[Stored items]
• • • •

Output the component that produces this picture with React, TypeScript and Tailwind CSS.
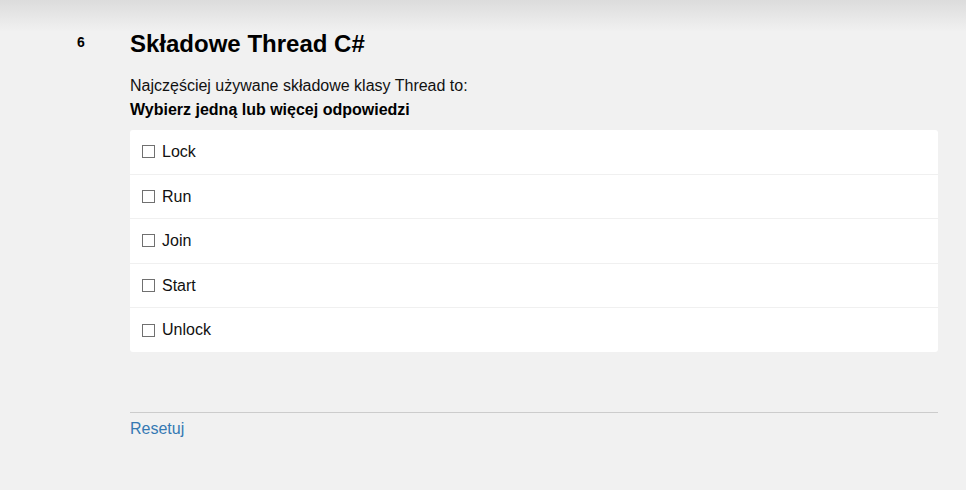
import { useState } from 'react'

const answers = ['Lock', 'Run', 'Join', 'Start', 'Unlock']

export default function App() {
  const [checked, setChecked] = useState<Record<string, boolean>>({})

  const toggle = (a: string) => setChecked((c) => ({ ...c, [a]: !c[a] }))

  return (
    <div className="min-h-[490px] bg-[linear-gradient(to_bottom,#dcdcdc_0px,#f1f1f1_32px)] font-['Liberation_Sans',Arial,sans-serif] text-[#111]">
      <div className="flex">
        {/* Question number */}
        <div className="w-[130px] shrink-0 pl-[77px] pt-[30px]">
          <span className="text-[14px] leading-[16px] font-bold text-black">6</span>
        </div>

        {/* Question body */}
        <div className="flex-1 pr-[28px] pt-[30px]">
          <h2 className="text-[24px] leading-[28px] font-bold text-black">Składowe Thread C#</h2>
          <p className="mt-[16px] text-[16px] leading-[24px]">
            Najczęściej używane składowe klasy Thread to:
          </p>
          <p className="text-[16px] leading-[24px] font-bold text-black">Wybierz jedną lub więcej odpowiedzi</p>

          <div className="mt-[8px] bg-white rounded-[3px] divide-y divide-[#f0f0f0]">
            {answers.map((a) => (
              <label
                key={a}
                className="flex items-center gap-[7px] px-[12px] py-[12px] text-[16px] leading-[19.6px] cursor-pointer"
              >
                <input
                  type="checkbox"
                  checked={!!checked[a]}
                  onChange={() => toggle(a)}
                  className="appearance-none w-[13px] h-[13px] m-0 border border-[#707070] bg-white checked:bg-[#333] shrink-0"
                />
                <span>{a}</span>
              </label>
            ))}
          </div>

          <div className="mt-[60px] border-t border-[#cccccc] pt-[4px]">
            <button
              onClick={() => setChecked({})}
              className="text-[16px] leading-[24px] text-[#3579b3] hover:underline"
            >
              Resetuj
            </button>
          </div>
        </div>
      </div>
    </div>
  )
}
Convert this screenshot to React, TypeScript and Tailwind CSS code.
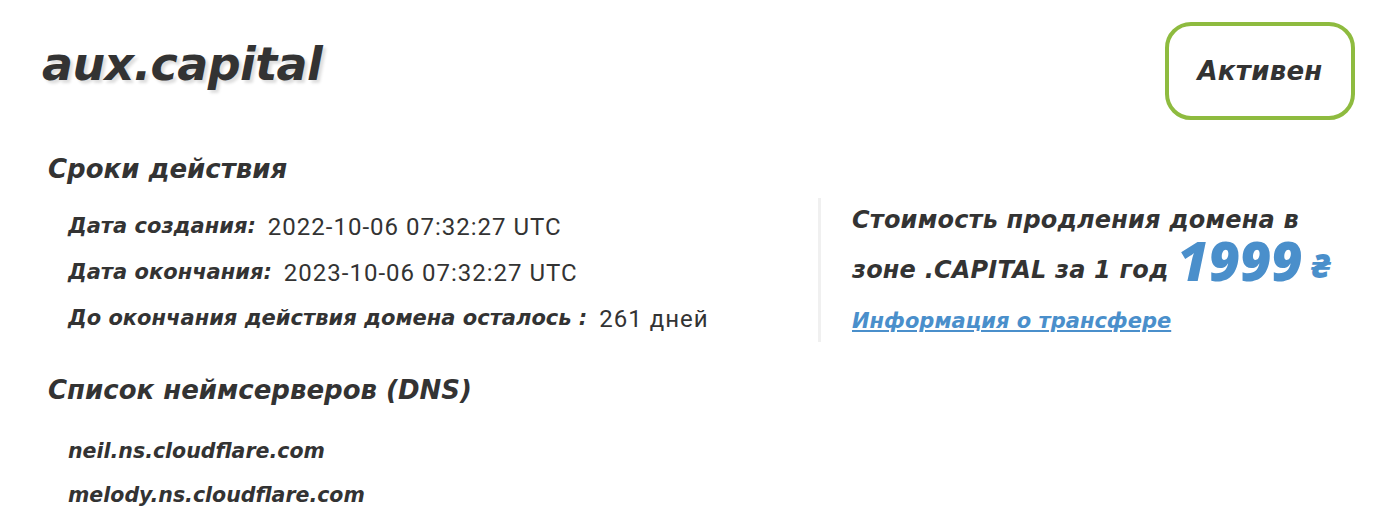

• • • •

SHORT PROBLEM » Pictures stay out of the copy; please restate every record above exactly.

REPLY »
Output the component that produces this picture with React, TypeScript and Tailwind CSS.
import { useState } from 'react'

const answers = ['Lock', 'Run', 'Join', 'Start', 'Unlock']

export default function App() {
  const [checked, setChecked] = useState<Record<string, boolean>>({})

  const toggle = (a: string) => setChecked((c) => ({ ...c, [a]: !c[a] }))

  return (
    <div className="min-h-[490px] bg-[linear-gradient(to_bottom,#dcdcdc_0px,#f1f1f1_32px)] font-['Liberation_Sans',Arial,sans-serif] text-[#111]">
      <div className="flex">
        {/* Question number */}
        <div className="w-[130px] shrink-0 pl-[77px] pt-[30px]">
          <span className="text-[14px] leading-[16px] font-bold text-black">6</span>
        </div>

        {/* Question body */}
        <div className="flex-1 pr-[28px] pt-[30px]">
          <h2 className="text-[24px] leading-[28px] font-bold text-black">Składowe Thread C#</h2>
          <p className="mt-[16px] text-[16px] leading-[24px]">
            Najczęściej używane składowe klasy Thread to:
          </p>
          <p className="text-[16px] leading-[24px] font-bold text-black">Wybierz jedną lub więcej odpowiedzi</p>

          <div className="mt-[8px] bg-white rounded-[3px] divide-y divide-[#f0f0f0]">
            {answers.map((a) => (
              <label
                key={a}
                className="flex items-center gap-[7px] px-[12px] py-[12px] text-[16px] leading-[19.6px] cursor-pointer"
              >
                <input
                  type="checkbox"
                  checked={!!checked[a]}
                  onChange={() => toggle(a)}
                  className="appearance-none w-[13px] h-[13px] m-0 border border-[#707070] bg-white checked:bg-[#333] shrink-0"
                />
                <span>{a}</span>
              </label>
            ))}
          </div>

          <div className="mt-[60px] border-t border-[#cccccc] pt-[4px]">
            <button
              onClick={() => setChecked({})}
              className="text-[16px] leading-[24px] text-[#3579b3] hover:underline"
            >
              Resetuj
            </button>
          </div>
        </div>
      </div>
    </div>
  )
}
Convert this screenshot to React, TypeScript and Tailwind CSS code.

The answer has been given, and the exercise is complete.